<<<<
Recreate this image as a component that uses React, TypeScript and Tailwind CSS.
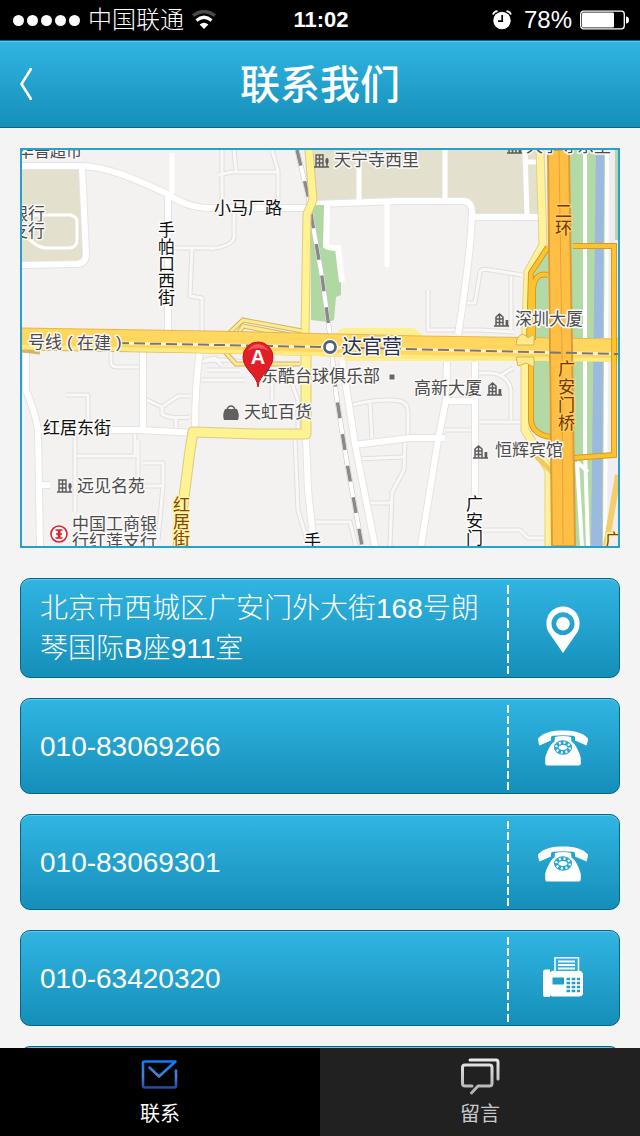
import type { ReactNode } from "react";

const surface =
  "bg-linear-to-b from-[#31b5e2] to-[#138fb9] border-[#05658a] shadow-[inset_0_1px_0_#5cc8ec]";

function StatusBar() {
  return (
    <div className="flex h-10 shrink-0 items-center bg-black text-2xl leading-10 whitespace-nowrap text-white">
      <div className="flex flex-1 items-center pl-[13px]">
        <div className="flex gap-[3px]">
          {[0, 1, 2, 3, 4].map((dot) => (
            <span key={dot} className="size-[11px] rounded-full bg-white" />
          ))}
        </div>
        <span className="ml-2 font-light">中国联通</span>
        <svg className="ml-2 h-5 w-6" viewBox="0 0 24 20" fill="none" aria-label="Wi-Fi">
          <path d="M1 5.500 Q12 -2.500 23 5.500" stroke="#4a4a4a" strokeWidth="3.200" />
          <path d="M4.500 10.500 Q12 4 19.500 10.500" stroke="#fff" strokeWidth="3.200" />
          <path d="M12 19 L7.600 14.500 Q12 10.800 16.400 14.500 Z" fill="#fff" />
        </svg>
      </div>
      <span className="text-center text-[22px] font-bold">11:02</span>
      <div className="flex flex-1 items-center justify-end pr-[11px]">
        <svg className="h-5 w-5" viewBox="0 0 20 20" fill="none" aria-label="Alarm">
          <circle cx="10" cy="10.500" r="8.700" fill="#fff" />
          <path d="M1 4.500 Q2 1.500 5.500 1.200 M19 4.500 Q18 1.500 14.500 1.200" stroke="#fff" strokeWidth="1.700" />
          <path d="M10.200 5 V11.200 H6" stroke="#000" strokeWidth="1.700" />
        </svg>
        <span className="ml-3">78%</span>
        <svg className="ml-2 h-5 w-[49px]" viewBox="0 0 49 20" fill="none" aria-label="Battery">
          <rect x=".7" y="1.200" width="43.600" height="17.600" rx="3" stroke="#fff" strokeWidth="1.300" />
          <rect x="2" y="2.500" width="32" height="15" rx="1" fill="#fff" />
          <path d="M46 6.500 Q49 6.500 49 10 Q49 13.500 46 13.500 Z" fill="#fff" />
        </svg>
      </div>
    </div>
  );
}

type LabelProps = { x: number; y: number; children: string; size?: number; fill?: string };

function Label({ x, y, children, size = 17, fill = "#4c4c4c" }: LabelProps) {
  return (
    <text x={x} y={y} fontSize={size} fill={fill} stroke="#faf9f8" strokeWidth="3" paintOrder="stroke" strokeLinejoin="round">
      {children}
    </text>
  );
}

function VerticalLabel({
  x,
  y,
  children,
  step = 17,
  fill = "#111",
  halo = "#fff",
}: LabelProps & { step?: number; halo?: string }) {
  return (
    <text fontSize="17" fill={fill} stroke={halo} strokeWidth="3" paintOrder="stroke" strokeLinejoin="round">
      {[...children].map((char, i) => (
        <tspan key={i} x={x} y={y + i * step}>
          {char}
        </tspan>
      ))}
    </text>
  );
}

function Tower({ x, y }: { x: number; y: number }) {
  return (
    <g transform={`translate(${x} ${y})`} stroke="#5c5c5c" strokeWidth="1.500" fill="none">
      <path d="M0 13 H15 M2 13 V4 L5.500 1 L9 4 V13 M5.500 2 V13 M2 6 H9 M2 9.500 H9 M12.500 13 V7" />
      <path d="M13 7 V13" strokeWidth="2.500" />
    </g>
  );
}

function Estate({ x, y }: { x: number; y: number }) {
  return (
    <g transform={`translate(${x} ${y})`} stroke="#5c5c5c" strokeWidth="1.400" fill="none">
      <path d="M0 13 H15 M2 13 V1 H9 V13 M5.500 1 V13 M2 5 H9 M2 9 H9 M13 8 V13" />
      <ellipse cx="13" cy="7" rx="1.600" ry="3" fill="#5c5c5c" stroke="none" />
    </g>
  );
}

const minorRoads = [
  "M222 150 V206",
  "M218 175 L232 172 H278",
  "M234 150 L236 171",
  "M272 150 L278 171 V204",
  "M234 210 V238 Q232 246 210 249",
  "M175 248 H212",
  "M192 249 L190 296 L202 298 V335",
  "M428 290 V330 H480 L514 332",
  "M466 303 H475 L480 272 Q482 268 490 270 L522 275",
  "M511 276 V330",
  "M111 350 V362 Q111 367 117 367 H142",
  "M66 395 H88 V428",
  "M75 430 V512",
  "M77 456 H135 V432",
  "M138 440 V480 M143 463 H163 V486 M163 486 H120 M163 486 L158 540",
  "M145 399 L162 407 L178 396 H191 M162 407 V414 Q168 419 190 417 M176 418 V430",
  "M198 362 Q220 358 245 362 M200 380 H245 M207 370 H240",
  "M205 360 L215 358 L222 366",
  "M295 438 L298 510 L308 544",
  "M272 360 V400 M285 365 L298 400 V430",
  "M314 522 H350 L356 546",
  "M352 405 Q380 398 400 401 Q408 403 408 412 V438",
  "M370 403 L372 440",
  "M405 440 L404 470 L392 492 L390 546",
  "M356 459 L403 457",
  "M362 503 H392",
  "M445 430 H473 M479 422 H524 M511 420 V390 Q508 374 490 373 H478",
  "M500 376 L513 368",
  "M480 530 H520 L528 538 H548",
];

const majorRoads = [
  "M22 166 H82 C112 167 142 183 168 194 C184 206 200 209 222 208 H306",
  "M82 168 L86 254 Q86 264 76 264 L22 265",
  "M168 194 V335",
  "M143 350 V430",
  "M200 350 Q195 385 195 432",
  "M26 346 V390 Q36 415 38 430 L40 546",
  "M40 430 H140 L195 433",
  "M40 485 H50",
  "M314 204 L400 201 H465 Q473 203 472 216 Q470 260 458 335",
  "M472 217 H542",
  "M342 360 L355 444 L375 546",
  "M354 445 L410 438 H445",
  "M447 362 L446 400 L438 440 L421 546",
  "M475 362 V495",
  "M446 401 H476",
  "M306 438 L308 490 L314 546",
];

function MapView() {
  return (
    <svg
      className="block h-auto w-full border-2 border-[#27a0cb]"
      viewBox="22 150 596 396"
      fill="none"
      role="img"
      aria-label="地图"
    >
      <rect x="22" y="150" width="596" height="396" fill="#f4f2f1" />
      <path d="M22 168 H80 L84 250 Q84 261 74 262 L22 263 Z" fill="#e3e0ce" />
      <path d="M314 150 H538 L540 214 H475 Q474 200 464 199 L316 202 Z" fill="#e3e0ce" />

      {/* Local streets: a faint casing below a pale core */}
      <g stroke="#e1dfdd" strokeWidth="5" strokeLinejoin="round">
        {minorRoads.map((d) => <path key={d} d={d} />)}
      </g>
      <g stroke="#f9f8f7" strokeWidth="3" strokeLinejoin="round">
        {minorRoads.map((d) => <path key={d} d={d} />)}
      </g>
      <g stroke="#e6e4e2" strokeWidth="8" strokeLinejoin="round">
        {majorRoads.map((d) => <path key={d} d={d} />)}
      </g>
      <g stroke="#fff" strokeWidth="6" strokeLinejoin="round">
        {majorRoads.map((d) => <path key={d} d={d} />)}
      </g>
      <g stroke="#fff" strokeWidth="5" strokeLinecap="round">
        <path d="M172 155 V192 M359 163 V200 M387 204 V265 M445 150 V200" />
        <path d="M525 150 L527 216 M525 162 H540" />
        <path d="M22 215 H70 Q77 216 77 222 V240 Q77 248 68 248 H45 Q38 247 30 240" strokeWidth="3" />
      </g>

      <path d="M311 205 H325 V248 L336 251 L341 280 V295 L336 297 L334 320 Q330 323 320 321 L311 320 Z" fill="#b0d8a2" />
      <path d="M327 205 L326 246 Q328 248 338 248 L342 282" stroke="#fff" strokeWidth="6" />

      <path d="M297 150 L308 195 L312 220 L322 277 L330 335 L336 393 L347 463 L362 546" stroke="#c9c7c5" strokeWidth="5" />
      <path d="M297 150 L308 195 L312 220 L322 277 L330 335 L336 393 L347 463 L362 546" stroke="#fff" strokeWidth="4" />
      <path d="M297 150 L308 195 L312 220 L322 277 L330 335 L336 393 L347 463 L362 546" stroke="#8b8987" strokeWidth="3.400" strokeDasharray="16 16" />

      {/* River and green belt */}
      <path d="M570 150 H606 V546 H572 Z" fill="#b3d9a6" />
      <path d="M606 150 H618 V546 H606 Z" fill="#efedf0" />
      <path d="M615 150 H618 V240 H615 Z" fill="#b3d9a6" />
      <path d="M596 150 H604 L602 546 H591 Z" fill="#9cb9df" />
      <path d="M585 150 V450 L588 546 M607 150 L605 546 M577 462 L582 546 M577 462 L588 472" stroke="#fff" strokeWidth="4" />
      <path d="M548 250 L534 275 V425 Q538 437 550 437 Z" fill="#b3d9a6" />

      {/* Yellow streets */}
      <g stroke="#dcc987" strokeLinejoin="round">
        <path d="M309 150 L313 200 L307 214 L305 335" strokeWidth="9" />
        <path d="M306 345 V434 L256 434 L193 432 L190 450 L184 497 L178 546" strokeWidth="11" />
      </g>
      <g stroke="#fff291" strokeLinejoin="round">
        <path d="M309 150 L313 200 L307 214 L305 335" strokeWidth="7" />
        <path d="M306 345 V434 L256 434 L193 432 L190 450 L184 497 L178 546" strokeWidth="9" />
      </g>
      <path d="M540 150 L543 245 L528 272 L525 350 L525 430 L549 470 V546" stroke="#e2d28f" strokeWidth="9" />
      <path d="M540 150 L543 245 L528 272 L525 350 L525 430 L549 470 V546" stroke="#fff29a" strokeWidth="7" />
      <path d="M22 350 L40 352 M226 336 L243 320 L302 331 M238 334 L243 326 L290 335 M225 352 L236 364 H300" stroke="#cdb66b" strokeWidth="5" />
      <path d="M226 336 L243 320 L302 331 M238 334 L243 326 L290 335 M225 352 L236 364 H300" stroke="#ffe98b" strokeWidth="3" />

      {/* Boulevard */}
      <path d="M336 334 Q338 329 345 328 H410 Q418 328 424 338 H618 V361 H345 Z" fill="#ffef90" />
      <path d="M22 339 L210 342 L420 347 L618 350" stroke="#e3b84b" strokeWidth="23" />
      <path d="M22 339 L210 342 L420 347 L618 350" stroke="#ffd75e" strokeWidth="21" />
      <path d="M22 347 L210 351 L420 357 L618 360" stroke="#ffea7f" strokeWidth="4" />
      <path d="M118 343 L320 347 L618 354" stroke="#fff2c8" strokeWidth="3" />

      {/* Ring road and ramps */}
      <path d="M573 246 H614 V455 L573 458 M548 247 L531 273 L529 340 M548 275 Q534 272 533 290 V340 M531 362 V420 Q532 434 550 437" stroke="#d89a20" strokeWidth="6" />
      <path d="M573 246 H614 V455 L573 458 M548 247 L531 273 L529 340 M548 275 Q534 272 533 290 V340 M531 362 V420 Q532 434 550 437" stroke="#fcc331" strokeWidth="4" />
      <path d="M517 339 Q522 330 528 338 L534 334 V345 H516 Z M516 357 H534 V367 L526 363 L518 366 Z" fill="#ffe98b" stroke="#d5b458" />
      <path d="M535 455 L554 474" stroke="#f4c85a" strokeWidth="5" />
      <path d="M548 150 H569 L572 350 L575 546 H552 L550 350 Z" fill="#ffbf45" stroke="#dd9c35" strokeWidth="2" />
      <path d="M559 150 L562 350 L563 546" stroke="#e7a238" strokeWidth="1" />
      <path d="M618 475 L606 546" stroke="#f2cf6b" strokeWidth="6" />
      <path d="M118 343 L320 347 L618 354" stroke="#7c776d" strokeWidth="2" strokeDasharray="11 5" />

      <g>
        <Label x={18} y={157} size={16}>华普超市</Label>
        <Label x={11} y={220}>银行</Label>
        <Label x={11} y={237}>支行</Label>
        <Label x={334} y={166}>天宁寺西里</Label>
        <Label x={526} y={152}>天宁寺东里</Label>
        <Label x={214} y={214} fill="#111">小马厂路</Label>
        <Label x={515} y={325}>深圳大厦</Label>
        <Label x={28} y={348}>号线</Label>
        <Label x={67} y={348}>(</Label>
        <Label x={77} y={349}>在建</Label>
        <Label x={116} y={348}>)</Label>
        <Label x={261} y={382}>东酷台球俱乐部</Label>
        <Label x={342} y={354} size={20} fill="#25304d">达官营</Label>
        <Label x={414} y={394}>高新大厦</Label>
        <Label x={244} y={418}>天虹百货</Label>
        <Label x={43} y={434} fill="#111">红居东街</Label>
        <Label x={495} y={456}>恒辉宾馆</Label>
        <Label x={77} y={492}>远见名苑</Label>
        <Label x={72} y={530}>中国工商银</Label>
        <Label x={72} y={547}>行红莲支行</Label>
        <VerticalLabel x={158} y={236}>手帕口西街</VerticalLabel>
        <VerticalLabel x={466} y={510}>广安门</VerticalLabel>
        <VerticalLabel x={304} y={547}>手</VerticalLabel>
        <VerticalLabel x={555} y={217} fill="#6f3800" halo="#ffc659">二环</VerticalLabel>
        <VerticalLabel x={558} y={375} step={18} fill="#6f3800" halo="#ffc659">广安门桥</VerticalLabel>
        <VerticalLabel x={173} y={511} fill="#85450a" halo="#fff3a5">红居街</VerticalLabel>
        <VerticalLabel x={605} y={546} fill="#85450a" halo="#fff3a5">广</VerticalLabel>
      </g>

      <Estate x={314} y={154} />
      <Estate x={57} y={479} />
      <Tower x={507} y={140} />
      <Tower x={494} y={313} />
      <Tower x={487} y={382} />
      <Tower x={473} y={445} />
      <rect x="389" y="374" width="6" height="6" fill="#666" stroke="#faf9f8" />
      <path d="M225 409 H237 Q240 415 238 420 H224 Q222 415 225 409 Z" fill="#606060" />
      <path d="M227 410 Q228 406 231 406 Q234 406 235 410" stroke="#606060" strokeWidth="1.600" />
      <circle cx="59" cy="534" r="8" fill="#fff" stroke="#d8252e" strokeWidth="1.600" />
      <path d="M55.500 530 H58.500 V538 H55.500 M62.500 530 H59.800 V538 H62.500 M56 534 H62" stroke="#d8252e" strokeWidth="1.500" />
      <circle cx="330" cy="347" r="8" fill="#fff" />
      <circle cx="330" cy="347" r="5.500" fill="#fff" stroke="#55617a" strokeWidth="2.800" />

      <path d="M258 387 C257 374 243 370 243 357 A15 15 0 0 1 273 357 C273 370 259 374 258 387 Z" fill="#e21f26" stroke="#c5161c" />
      <path d="M247 351 Q258 337 269 351 Q258 345 247 351 Z" fill="#f0575a" />
      <text x="258" y="364" fontSize="20" fontWeight="700" textAnchor="middle" fill="#fff">A</text>
    </svg>
  );
}

function PinIcon() {
  return (
    <svg className="h-12 w-[34px]" viewBox="0 0 34 48" aria-hidden="true">
      <path
        fillRule="evenodd"
        fill="#fff"
        d="M17 47 L2.500 26 A17 17 0 0 1 .400 17 A16.600 16.600 0 0 1 33.600 17 A17 17 0 0 1 31.500 26 Z M17 6.200 A11.500 11.500 0 1 0 17 29.200 A11.500 11.500 0 1 0 17 6.200 Z"
      />
      <circle cx="17" cy="17.700" r="6.800" fill="#fff" />
    </svg>
  );
}

function PhoneIcon() {
  return (
    <svg className="h-9 w-[50px]" viewBox="0 0 50 36" fill="none" aria-hidden="true">
      <path
        fill="#fff"
        d="M0 8.500 C5 2 16 .400 25 .400 C34 .400 45 2 50 8.500 C50 11 49 14 48.500 15.500 L37 10.500 V7.500 C37 6.500 36 6 35 5.800 Q25 4.600 15 5.800 C14 6 13 6.500 13 7.500 V10.500 L1.500 15.500 C1 14 0 11 0 8.500 Z"
      />
      <path
        fill="#fff"
        d="M17 7 Q25 5 33 7 L33.500 11.500 C38 14 42 24 42.800 28 V33 Q42.800 35.600 40 35.600 H10 Q7.200 35.600 7.200 33 V28 C8 24 12 14 16.500 11.500 Z"
      />
      <ellipse cx="25" cy="17.500" rx="6.800" ry="4.900" stroke="#27a7d2" strokeWidth="4.600" />
      <ellipse cx="25" cy="17.500" rx="6.800" ry="4.900" stroke="#fff" strokeWidth="2.400" strokeDasharray="2 2.650" />
    </svg>
  );
}

function FaxIcon() {
  return (
    <svg className="h-[46px] w-10" viewBox="0 0 40 46" fill="none" aria-hidden="true">
      <path d="M0 15 Q0 12.500 2 12.500 H7 V15 Q9 13.500 11 13.500 H36 Q40 14 40 18 V36 Q40 39.500 36 39.500 H10 Q8 39.500 7 38 V40 H2 Q0 40 0 38 Z" fill="#fff" />
      <path d="M12 14 V.700 H35.500 V14" fill="#2cafda" stroke="#fff" strokeWidth="1.500" />
      <path d="M15 4.500 H32 M15 8 H32 M15 11.500 H32" stroke="#fff" strokeWidth="2.200" />
      <path d="M9.500 20.500 H21 V27.500 H9.500 Z" fill="#1f9fca" />
      <path d="M23.500 22 H37 M23.500 26 H37 M23.500 30 H37 M23.500 34 H37" stroke="#1f9fca" strokeWidth="2.500" strokeDasharray="3.600 1.600" />
    </svg>
  );
}

function ContactCard({ href, icon, children }: { href: string; icon: ReactNode; children: ReactNode }) {
  return (
    <a href={href} className={`flex min-h-24 shrink-0 rounded-[10px] border text-white ${surface}`}>
      <span className="flex flex-1 items-center pt-2.5 pr-4 pb-2 pl-[19px] text-[28px] leading-10 font-light">
        {children}
      </span>
      <span className="flex w-0.5 flex-col gap-[3px] pt-1.5 pb-[3px]" aria-hidden="true">
        {[0, 1, 2, 3, 4, 5, 6, 7].map((dash) => (
          <span key={dash} className="flex-1 bg-white" />
        ))}
      </span>
      <span className="flex w-[110px] items-center justify-center pt-1 pr-0.5">{icon}</span>
    </a>
  );
}

function MailIcon() {
  return (
    <svg className="h-8 w-10" viewBox="0 0 40 32" fill="none" aria-hidden="true">
      <defs>
        <linearGradient id="mail-blue" x1="0" y1="0" x2="0" y2="32" gradientUnits="userSpaceOnUse">
          <stop stopColor="#0a78ff" />
          <stop offset=".55" stopColor="#4583cf" />
          <stop offset="1" stopColor="#1a3aa0" />
        </linearGradient>
      </defs>
      <path
        d="M36 11.500 V27 Q36 28.500 34.500 28.500 H4.500 Q3 28.500 3 27 V4 Q3 2.500 4.500 2.500 H35.500 L19 17.500 L9.500 8.500"
        stroke="url(#mail-blue)"
        strokeWidth="2.600"
        strokeLinecap="round"
        strokeLinejoin="round"
      />
    </svg>
  );
}

function MessagesIcon() {
  return (
    <svg className="h-[38px] w-10" viewBox="0 0 40 38" fill="none" aria-hidden="true">
      <defs>
        <linearGradient id="message-gray" x1="0" y1="0" x2="0" y2="38" gradientUnits="userSpaceOnUse">
          <stop stopColor="#eee" />
          <stop offset="1" stopColor="#aaa" />
        </linearGradient>
      </defs>
      <g stroke="url(#message-gray)" strokeWidth="3" strokeLinecap="round" strokeLinejoin="round">
        <path d="M10 3 H36 Q38 3 38 5 V22" />
        <path d="M12 29 H5 Q2.500 29 2.500 26.500 V10.500 Q2.500 8 5 8 H29.500 Q32 8 32 10.500 V26.500 Q32 29 29.500 29 H18 L11.500 36" />
      </g>
    </svg>
  );
}

export default function App() {
  return (
    <div className="flex h-screen flex-col bg-[#f4f4f4] font-['Liberation_Sans','Noto_Sans_CJK_SC',sans-serif]">
      <StatusBar />
      <header className={`flex h-[88px] shrink-0 items-center border-y px-5 ${surface}`}>
        <button type="button" aria-label="返回" className="flex w-20 items-center">
          <svg className="h-8 w-3" viewBox="0 0 12 32" fill="none" aria-hidden="true">
            <path d="M11.500 0 L1.500 16 L11.500 32" stroke="#fff" strokeWidth="2.600" />
          </svg>
        </button>
        <h1 className="flex-1 pt-0.5 text-center text-[40px] leading-[60px] font-medium text-white">联系我们</h1>
        <span className="w-20" />
      </header>
      <main className="flex min-h-0 flex-1 flex-col overflow-hidden p-5 pb-0">
        <div className="mb-[30px] shrink-0">
          <MapView />
        </div>
        <div className="flex flex-col gap-5">
          <ContactCard href="#map" icon={<PinIcon />}>北京市西城区广安门外大街168号朗琴国际B座911室</ContactCard>
          <ContactCard href="tel:010-83069266" icon={<PhoneIcon />}>010-83069266</ContactCard>
          <ContactCard href="tel:010-83069301" icon={<PhoneIcon />}>010-83069301</ContactCard>
          <ContactCard href="tel:010-63420320" icon={<FaxIcon />}>010-63420320</ContactCard>
          <div className={`h-24 shrink-0 rounded-[10px] border ${surface}`} />
        </div>
      </main>
      <nav className="grid h-[88px] shrink-0 grid-cols-2 text-xl leading-6">
        <a href="#contact" aria-current="page" className="flex flex-col items-center justify-between bg-black pt-[11px] pb-2.5 text-white">
          <MailIcon />
          联系
        </a>
        <a href="#message" className="flex flex-col items-center justify-between bg-[#212121] pt-[9px] pb-2.5 text-[#c8c8c8]">
          <MessagesIcon />
          留言
        </a>
      </nav>
    </div>
  );
}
>>>>
§ Given task
Only lines belong in the copy: transcribe those from the start of the data through the line that contains "from-[#31b5e2] to-[#138fb9] border-[#05658a]", and skip the pictures.

§ Task answer
Recreate this image as a component that uses React, TypeScript and Tailwind CSS.
import type { ReactNode } from "react";

const surface =
  "bg-linear-to-b from-[#31b5e2] to-[#138fb9] border-[#05658a] shadow-[inset_0_1px_0_#5cc8ec]";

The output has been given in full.